The Cold War context matters
The Washington events happened in a tense period. The Soviet Union was an active strategic concern. Air defense, radar coverage, and public confidence mattered. A report near Washington was therefore not just a strange-light story; it was a security problem until identified. That institutional setting explains why officials investigated and why the public cared.
It also explains why the case became mythologically durable. A UFO report above remote farmland is one kind of story. Radar targets over the nation’s capital are another. The setting amplifies the drama. But drama is not evidence. The location makes the case worth studying; it does not resolve it.
Managing expectations
Read the 1952 Washington case as a serious historical UFO episode with official relevance and unresolved elements. Do not read it as a solved scientific finding. The strongest fair statement is that unusual radar and visual reports during July 1952 generated official concern and public explanation efforts. The weaker, unsupported leap is that those reports prove non-human visitors.

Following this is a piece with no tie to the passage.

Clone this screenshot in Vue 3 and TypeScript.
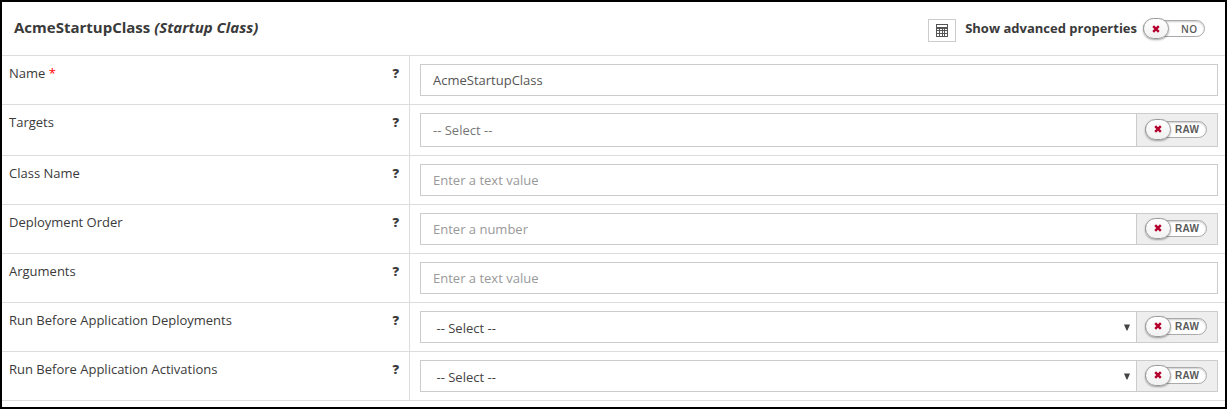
<script setup lang="ts">
interface Field {
  label: string
  required?: boolean
  kind: 'text' | 'picker' | 'select'
  text: string
  filled?: boolean
  raw?: boolean
}

const fields: Field[] = [
  { label: 'Name', required: true, kind: 'text', text: 'AcmeStartupClass', filled: true },
  { label: 'Targets', kind: 'picker', text: '-- Select --', raw: true },
  { label: 'Class Name', kind: 'text', text: 'Enter a text value' },
  { label: 'Deployment Order', kind: 'text', text: 'Enter a number', raw: true },
  { label: 'Arguments', kind: 'text', text: 'Enter a text value' },
  { label: 'Run Before Application Deployments', kind: 'select', text: '-- Select --', raw: true },
  { label: 'Run Before Application Activations', kind: 'select', text: '-- Select --', raw: true },
]
</script>

<template>
  <main class="panel">
    <header class="head">
      <h1 class="title">AcmeStartupClass <em>(Startup Class)</em></h1>
      <button class="calc" aria-label="Calculator">
        <svg width="12" height="13" viewBox="0 0 12 13" shape-rendering="crispEdges">
          <path fill="#555" fill-rule="evenodd" d="M0 0H12V13H0ZM1 1V3H11V1ZM1 5V6H3V5ZM4 5V6H6V5ZM7 5V6H8V5ZM9 5V6H11V5ZM1 7V9H3V7ZM4 7V9H6V7ZM7 7V9H8V7ZM9 7V9H11V7ZM1 10V12H3V10ZM4 10V12H6V10ZM7 10V12H8V10ZM9 10V12H11V10Z" />
        </svg>
      </button>
      <span class="advanced">Show advanced properties</span>
      <span class="toggle no">
        <span class="knob"><svg width="8" height="8" viewBox="0 0 8 8"><path d="M1.2 1.2 6.8 6.8M6.8 1.2 1.2 6.8" stroke="#b3002d" stroke-width="2.4" /></svg></span>
        <span class="state">NO</span>
      </span>
    </header>
    <section v-for="field in fields" :key="field.label" class="row" :class="field.kind">
      <div class="label">
        <span>{{ field.label }} <span v-if="field.required" class="star">*</span></span>
        <b class="help">?</b>
      </div>
      <div class="value">
        <div class="control">
          <div class="entry" :class="{ filled: field.filled }">
            <span>{{ field.text }}</span>
            <svg v-if="field.kind === 'select'" class="arrow" width="6" height="7" viewBox="0 0 6 7"><path d="M0 .5H6L3.4 6.5H2.6Z" fill="#444" /></svg>
          </div>
          <div v-if="field.raw" class="addon">
            <span class="toggle">
              <span class="knob"><svg width="8" height="8" viewBox="0 0 8 8"><path d="M1.2 1.2 6.8 6.8M6.8 1.2 1.2 6.8" stroke="#b3002d" stroke-width="2.4" /></svg></span>
              <span class="state">RAW</span>
            </span>
          </div>
        </div>
      </div>
    </section>
  </main>
</template>

<style>
body {
  margin: 0;
  background: #fff;
}
</style>

<style scoped>
* {
  box-sizing: border-box;
}
.panel {
  width: 1227px;
  height: 409px;
  border: 2px solid #000;
  background: #fff;
  color: #3a3a3a;
  font: 13px/18px "Open Sans", sans-serif;
  overflow: hidden;
}
.head {
  display: flex;
  align-items: center;
  height: 53px;
  padding: 0 20px 0 12px;
}
.title {
  flex: 1;
  margin: 0 0 4px;
  font-size: 15px;
  font-weight: 700;
  line-height: 20px;
}
.calc {
  display: flex;
  align-items: center;
  justify-content: center;
  width: 28px;
  height: 23px;
  margin: 3px 9px 0 0;
  padding: 0 1px 0 0;
  border: 1px solid #ccc;
  background: #fff;
}
.advanced {
  margin: 0 6px 2px 0;
  font-size: 13px;
  font-weight: 700;
}
.row {
  display: flex;
  height: 49px;
  border-top: 1px solid #ddd;
}
.row.picker {
  height: 51px;
}
.row:last-child {
  height: 50px;
  border-bottom: 1px solid #ddd;
}
.label {
  display: flex;
  justify-content: space-between;
  width: 408px;
  padding: 8px 10px 0 7px;
  border-right: 1px solid #ddd;
}
.star {
  color: #f00;
}
.help {
  font-weight: 800;
}
.value {
  flex: 1;
  padding: 8px 7px 0 10px;
}
.control {
  display: flex;
  height: 32px;
  border: 1px solid #ccc;
}
.picker .control {
  height: 34px;
}
.entry {
  display: flex;
  flex: 1;
  align-items: center;
  justify-content: space-between;
  padding: 0 6px 0 12px;
  color: #999;
}
.entry.filled {
  color: #555;
}
.picker .entry {
  color: #777;
}
.select .entry {
  padding: 2px 6px 0 15.5px;
  color: #444;
}
.arrow {
  margin-top: -2px;
}
.addon {
  display: flex;
  align-items: center;
  width: 81px;
  padding: 0 0 2px 8px;
  border-left: 1px solid #ccc;
  background: #eee;
}
.toggle {
  display: flex;
  align-items: center;
  width: 62px;
  height: 17px;
  border: 1px solid #aaa;
  border-radius: 9px;
  background: #fff;
  box-shadow: inset 0 1px 2px #ccc;
}
.knob {
  display: flex;
  align-items: center;
  justify-content: center;
  width: 26px;
  height: 21px;
  flex: none;
  margin-left: -1px;
  border: 1px solid #999;
  border-radius: 11px;
  background: linear-gradient(#fff, #f1f1f1);
  box-shadow: 0 1px 2px rgba(0, 0, 0, 0.35);
}
.state {
  flex: 1;
  padding-left: 4px;
  color: #5a5a5a;
  font: bold 10px/15px "Liberation Sans", sans-serif;
  letter-spacing: 0.3px;
}
.no .state {
  padding: 1px 0 0 12px;
  font: 600 10px/15px "Open Sans", sans-serif;
}
</style>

The responsible questions are plain: What records are primary? Which claims come from later retellings? What sensor data survives? What did officials actually say? What explanations were considered? Which details are contemporaneous, and which were added by memory, documentaries, or UFO literature decades later?
This is not debunking by dismissal. It is respect for the difference between a famous case and a complete case. The Washington sightings deserve a place in UAP history because they show how radar, military pressure, media attention, and public uncertainty can converge. They also show why source literacy is essential: the more dramatic the story, the more disciplined the reading should be.
Useful source links
- National Archives: Unidentified Anomalous Phenomena records and research links
- National Archives catalogue: Project Blue Book and related digitized records
- CIA Reading Room: UFOs: Fact or Fiction? historical intelligence collection
- AARO: Reports and publications, including historical record reviews
- NASA: UAP Independent Study Team Final Report
- FBI Vault: Historic FBI UFO files
Bottom line
The 1952 Washington, D.C. UFO events are important because they were not just a campfire tale. They involved radar reports, official attention, Cold War anxiety, and enduring public fascination. The public record supports a sober conclusion: the case is historically significant and partly unresolved, but unresolved is not the same as proven extraterrestrial.